Katie: About twenty-seven years.

J: What are your main interests in Film Studies?

K: That’s a very difficult question [pauses] I have many interests. Over the course of twenty-seven years, my interests have been in constant flux. I’m always learning things. You know, I teach experimental films, I teach documentary films, I teach Hollywood films, I teach theory and methods, I like all of those! I like to mix them up, to have a balance. So, I can’t say that there is any particular thing I like.

J: So, Film Studies in general?

K: Yeah [laughs].

J: What are some of the courses you teach at Concordia?

K: I’ve been teaching quite a number of times a course called Archiveology, which has become the title of my [latest] book.

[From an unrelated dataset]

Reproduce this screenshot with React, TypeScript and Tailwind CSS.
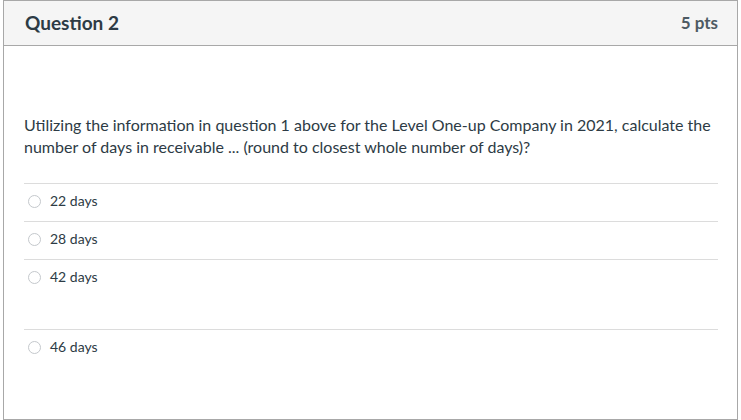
const answers = [
  { label: "22 days", tall: false },
  { label: "28 days", tall: false },
  { label: "42 days", tall: true },
  { label: "46 days", tall: false },
];

function Radio() {
  return (
    <span className="inline-block h-[13px] w-[13px] shrink-0 rounded-full border border-[#c4c8cc] bg-white" />
  );
}

export default function App() {
  return (
    <div className="h-[420px] w-[741px] bg-white font-['Lato','Liberation_Sans',sans-serif] text-[#2d3b45]">
      <div className="ml-[3px] flex h-[420px] w-[735px] flex-col border border-[#a8a8a8]">
        <div className="flex h-[45px] shrink-0 items-center justify-between border-b border-[#a8a8a8] bg-[#f5f5f5] pl-[21px] pr-[19px]">
          <div className="text-[19px] font-bold">Question 2</div>
          <div className="text-[17px] font-bold text-[#4d5a63]">5 pts</div>
        </div>

        <div className="pl-[20px] pr-[19px] pt-[68px]">
          <p className="text-[16px] leading-[22px]">
            Utilizing the information in question 1 above for the Level One-up Company in 2021, calculate the
            number of days in receivable ... (round to closest whole number of days)?
          </p>

          <div className="mt-[25px]">
            {answers.map((a) => (
              <div
                key={a.label}
                className={`flex items-start gap-[9px] border-t border-[#dcdcdc] pl-[4px] pt-[7px] ${a.tall ? "pb-[42px]" : "pb-[10px]"}`}
              >
                <span className="flex h-5 items-center">
                  <Radio />
                </span>
                <span className="text-[14px] leading-5">{a.label}</span>
              </div>
            ))}
          </div>
        </div>
      </div>
    </div>
  );
}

I taught Hollywood courses like Film Melodrama, Hollywood in the ’50s [pauses] I did teach the Western once, which is a course I’d like to go back to one day. There’s so much to say and do about that genre! I’m also teaching a course [this] term called Cinema and the City, which again is something I’ve taught quite a few times before. It’s a course that lets you touch on different types of film practices and do interdisciplinary readings, so you can go in many directions. I like to teach that subject because, as when I teach Walter Benjamin, everybody finds a different access point. In that sense, it’s very open.

I also taught Methods for a decade. I’m happy that I have colleagues now that can teach Methods, although I still enjoy doing it. It’s a fun course to teach, for similar kinds of reasons: it’s open; you can do many different things in the course of one semester, as opposed to a more focused course; and you can work in a metacritical way. My courses are all a little interdisciplinary and open to different approaches, but they all do feature a lot of good movies.

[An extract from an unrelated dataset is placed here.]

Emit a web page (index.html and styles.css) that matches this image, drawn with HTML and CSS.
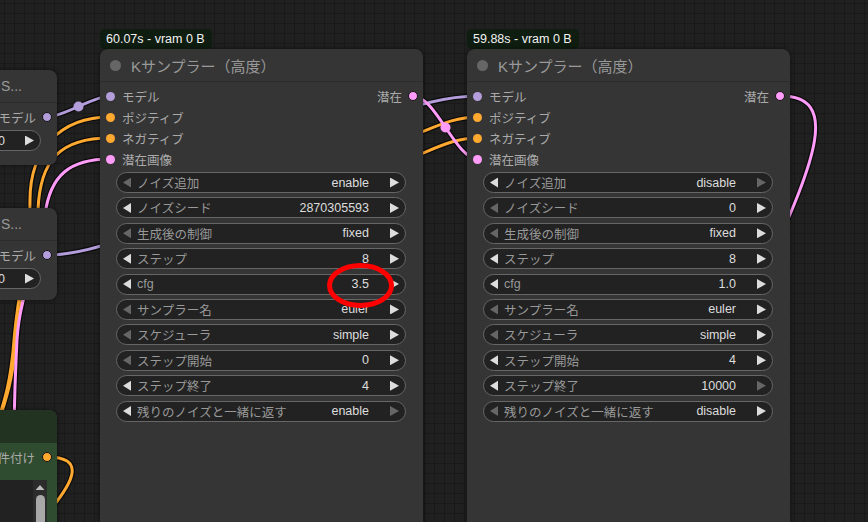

J: Why did you decide to pursue your career in Film Studies?

K: Well, that was a long time ago. To be perfectly honest, in the 1980s, when I was in graduate school, I was fairly confident that I would get a job [laughs]. I mean, I really enjoyed it obviously. I learned about Film Studies at the University of Toronto, but it was not a full-fledged program and I ended up getting a degree in Philosophy. I was so interested in Film Studies that I wanted to do it as a Graduate student, but there were no PhD programs. There was also no Master’s program [in Film Studies] in Canada, so I had to go to New York. But I knew enough about how Universities worked that I was quite confident that there would be job opportunities for me, because I would be one of the first people who had a PhD in Film Studies. Sure enough, I had my choice of jobs [laughs]. That was then, you know.

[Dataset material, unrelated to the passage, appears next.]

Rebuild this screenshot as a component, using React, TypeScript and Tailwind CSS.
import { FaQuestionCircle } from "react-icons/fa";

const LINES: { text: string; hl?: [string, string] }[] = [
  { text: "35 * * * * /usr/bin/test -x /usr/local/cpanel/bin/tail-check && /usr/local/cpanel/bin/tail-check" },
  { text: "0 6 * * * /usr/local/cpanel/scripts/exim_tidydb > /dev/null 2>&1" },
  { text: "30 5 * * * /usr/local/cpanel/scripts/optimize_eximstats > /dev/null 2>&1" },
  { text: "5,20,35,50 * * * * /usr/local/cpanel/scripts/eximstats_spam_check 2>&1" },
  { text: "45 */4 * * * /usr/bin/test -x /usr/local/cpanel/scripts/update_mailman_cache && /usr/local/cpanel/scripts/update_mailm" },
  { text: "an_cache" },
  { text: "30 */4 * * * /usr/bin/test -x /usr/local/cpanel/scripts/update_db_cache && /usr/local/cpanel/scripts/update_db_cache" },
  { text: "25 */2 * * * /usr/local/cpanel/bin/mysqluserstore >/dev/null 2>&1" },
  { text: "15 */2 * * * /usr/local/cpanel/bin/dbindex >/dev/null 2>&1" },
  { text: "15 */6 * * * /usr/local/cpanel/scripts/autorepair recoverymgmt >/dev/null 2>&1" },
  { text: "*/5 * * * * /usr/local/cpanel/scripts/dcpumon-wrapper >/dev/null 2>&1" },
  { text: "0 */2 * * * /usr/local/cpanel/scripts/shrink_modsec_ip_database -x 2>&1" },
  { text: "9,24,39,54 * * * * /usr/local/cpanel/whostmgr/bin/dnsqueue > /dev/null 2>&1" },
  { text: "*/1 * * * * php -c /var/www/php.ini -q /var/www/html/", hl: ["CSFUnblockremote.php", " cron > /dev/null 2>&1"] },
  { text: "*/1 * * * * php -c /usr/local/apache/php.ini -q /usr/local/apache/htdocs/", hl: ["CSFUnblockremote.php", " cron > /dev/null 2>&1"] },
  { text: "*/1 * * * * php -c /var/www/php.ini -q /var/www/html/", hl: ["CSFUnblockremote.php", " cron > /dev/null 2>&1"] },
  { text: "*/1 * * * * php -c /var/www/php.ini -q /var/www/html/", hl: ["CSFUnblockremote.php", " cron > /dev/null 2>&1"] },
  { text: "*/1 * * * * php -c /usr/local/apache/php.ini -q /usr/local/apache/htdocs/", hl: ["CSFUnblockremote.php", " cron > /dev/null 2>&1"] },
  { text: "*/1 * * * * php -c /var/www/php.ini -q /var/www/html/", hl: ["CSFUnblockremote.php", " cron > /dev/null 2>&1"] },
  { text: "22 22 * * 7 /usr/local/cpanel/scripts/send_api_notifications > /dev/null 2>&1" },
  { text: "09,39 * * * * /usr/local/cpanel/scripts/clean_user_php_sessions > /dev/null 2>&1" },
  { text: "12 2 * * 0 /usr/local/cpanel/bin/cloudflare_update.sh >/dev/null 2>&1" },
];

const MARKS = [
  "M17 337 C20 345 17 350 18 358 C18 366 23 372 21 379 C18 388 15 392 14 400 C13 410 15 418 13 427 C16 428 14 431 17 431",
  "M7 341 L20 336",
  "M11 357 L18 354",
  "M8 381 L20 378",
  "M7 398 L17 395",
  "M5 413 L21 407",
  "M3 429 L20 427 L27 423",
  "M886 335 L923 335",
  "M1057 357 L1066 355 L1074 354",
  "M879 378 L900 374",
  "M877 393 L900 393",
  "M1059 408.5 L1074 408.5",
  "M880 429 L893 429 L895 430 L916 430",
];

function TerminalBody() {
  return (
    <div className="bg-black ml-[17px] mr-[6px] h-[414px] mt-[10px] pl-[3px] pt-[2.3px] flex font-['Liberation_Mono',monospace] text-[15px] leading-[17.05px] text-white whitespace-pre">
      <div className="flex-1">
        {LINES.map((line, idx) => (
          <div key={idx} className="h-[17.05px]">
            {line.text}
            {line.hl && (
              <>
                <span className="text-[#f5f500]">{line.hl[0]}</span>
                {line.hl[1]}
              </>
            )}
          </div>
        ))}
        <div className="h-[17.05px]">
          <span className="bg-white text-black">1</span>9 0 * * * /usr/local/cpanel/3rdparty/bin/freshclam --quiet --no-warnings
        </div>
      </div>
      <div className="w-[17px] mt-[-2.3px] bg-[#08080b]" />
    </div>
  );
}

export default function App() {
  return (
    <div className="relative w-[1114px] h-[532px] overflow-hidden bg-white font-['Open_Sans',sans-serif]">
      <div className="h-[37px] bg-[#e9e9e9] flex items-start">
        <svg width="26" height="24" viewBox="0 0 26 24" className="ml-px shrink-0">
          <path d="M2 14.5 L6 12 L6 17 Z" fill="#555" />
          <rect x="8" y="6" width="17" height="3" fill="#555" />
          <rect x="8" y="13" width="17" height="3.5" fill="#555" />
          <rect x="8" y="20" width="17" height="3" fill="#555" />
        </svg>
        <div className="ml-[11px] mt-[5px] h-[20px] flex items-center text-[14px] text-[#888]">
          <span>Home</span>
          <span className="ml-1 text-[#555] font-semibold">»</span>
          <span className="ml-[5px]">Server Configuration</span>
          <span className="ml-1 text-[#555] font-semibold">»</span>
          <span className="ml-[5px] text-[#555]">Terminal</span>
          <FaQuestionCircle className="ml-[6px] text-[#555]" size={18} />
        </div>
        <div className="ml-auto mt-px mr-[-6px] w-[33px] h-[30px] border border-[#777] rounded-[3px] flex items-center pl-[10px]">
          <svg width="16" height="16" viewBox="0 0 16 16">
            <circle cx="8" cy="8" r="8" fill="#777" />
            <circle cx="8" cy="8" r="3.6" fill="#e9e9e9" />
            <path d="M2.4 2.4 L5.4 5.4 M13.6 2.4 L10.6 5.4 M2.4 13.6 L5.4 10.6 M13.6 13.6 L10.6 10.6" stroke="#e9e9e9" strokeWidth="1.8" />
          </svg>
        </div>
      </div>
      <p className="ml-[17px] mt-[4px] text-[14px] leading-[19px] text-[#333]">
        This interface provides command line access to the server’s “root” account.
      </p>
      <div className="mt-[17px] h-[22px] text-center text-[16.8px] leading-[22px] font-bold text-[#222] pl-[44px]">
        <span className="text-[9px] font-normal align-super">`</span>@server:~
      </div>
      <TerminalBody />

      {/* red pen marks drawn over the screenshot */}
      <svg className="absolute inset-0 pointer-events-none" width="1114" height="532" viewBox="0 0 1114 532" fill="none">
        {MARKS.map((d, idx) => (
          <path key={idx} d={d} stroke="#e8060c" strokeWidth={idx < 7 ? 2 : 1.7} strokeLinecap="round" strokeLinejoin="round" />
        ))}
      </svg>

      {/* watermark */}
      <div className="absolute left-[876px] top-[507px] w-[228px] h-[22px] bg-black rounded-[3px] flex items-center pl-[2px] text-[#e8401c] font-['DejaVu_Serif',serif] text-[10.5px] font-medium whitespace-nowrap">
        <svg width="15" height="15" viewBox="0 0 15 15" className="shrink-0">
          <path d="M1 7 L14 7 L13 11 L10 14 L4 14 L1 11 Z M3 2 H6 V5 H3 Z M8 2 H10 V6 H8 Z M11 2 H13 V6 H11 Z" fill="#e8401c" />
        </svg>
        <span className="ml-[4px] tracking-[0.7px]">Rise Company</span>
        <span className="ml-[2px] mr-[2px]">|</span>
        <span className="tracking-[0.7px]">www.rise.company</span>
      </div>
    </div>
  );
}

I enjoyed Film Studies because I found philosophy to be too disconnected from everyday life. But I found Film Studies itself, the way that it was taught at the University of Toronto at that time, was a little too narrowly focused on great directors, genres and stuff like that. I didn’t think that was really interesting, so I didn’t actually end up with a degree in Film Studies, but I took several [film] theory courses. Then, I started writing film theory in my philosophy classes and that made the philosophy way more interesting [laughs] even if I didn’t get very good grades because I was in conflicts with my professors at that time. They wanted me to do philosophy, but I wanted to do film theory. Then I realized I can go to graduate school and work with Annette Michelson, who I thought could be my mentor, but that’s another story [laughs]. You know, these were names I recognized. I read texts by these people, and here they were teaching! It’s the same reason now why people choose certain graduate schools.